══ RAW DATA ══

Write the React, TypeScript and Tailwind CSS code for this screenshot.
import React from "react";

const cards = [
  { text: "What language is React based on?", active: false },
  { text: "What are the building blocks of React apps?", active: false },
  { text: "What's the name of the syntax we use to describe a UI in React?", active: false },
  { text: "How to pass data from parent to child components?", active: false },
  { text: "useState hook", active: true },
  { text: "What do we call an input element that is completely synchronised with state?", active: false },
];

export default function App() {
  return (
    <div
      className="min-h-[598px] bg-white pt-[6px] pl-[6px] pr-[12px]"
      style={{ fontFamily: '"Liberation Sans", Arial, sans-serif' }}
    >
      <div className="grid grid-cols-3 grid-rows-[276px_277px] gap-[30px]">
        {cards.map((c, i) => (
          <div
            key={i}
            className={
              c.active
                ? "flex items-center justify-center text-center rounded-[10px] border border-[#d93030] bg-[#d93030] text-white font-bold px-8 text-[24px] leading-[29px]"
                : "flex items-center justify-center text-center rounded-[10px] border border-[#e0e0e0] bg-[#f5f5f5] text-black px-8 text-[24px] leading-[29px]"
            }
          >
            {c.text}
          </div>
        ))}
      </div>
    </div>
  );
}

═══

EXERCISE AIM
Copy out the material word for word and line for line.

EXERCISE OUTPUT
Write the React, TypeScript and Tailwind CSS code for this screenshot.
import React from "react";

const cards = [
  { text: "What language is React based on?", active: false },
  { text: "What are the building blocks of React apps?", active: false },
  { text: "What's the name of the syntax we use to describe a UI in React?", active: false },
  { text: "How to pass data from parent to child components?", active: false },
  { text: "useState hook", active: true },
  { text: "What do we call an input element that is completely synchronised with state?", active: false },
];

export default function App() {
  return (
    <div
      className="min-h-[598px] bg-white pt-[6px] pl-[6px] pr-[12px]"
      style={{ fontFamily: '"Liberation Sans", Arial, sans-serif' }}
    >
      <div className="grid grid-cols-3 grid-rows-[276px_277px] gap-[30px]">
        {cards.map((c, i) => (
          <div
            key={i}
            className={
              c.active
                ? "flex items-center justify-center text-center rounded-[10px] border border-[#d93030] bg-[#d93030] text-white font-bold px-8 text-[24px] leading-[29px]"
                : "flex items-center justify-center text-center rounded-[10px] border border-[#e0e0e0] bg-[#f5f5f5] text-black px-8 text-[24px] leading-[29px]"
            }
          >
            {c.text}
          </div>
        ))}
      </div>
    </div>
  );
}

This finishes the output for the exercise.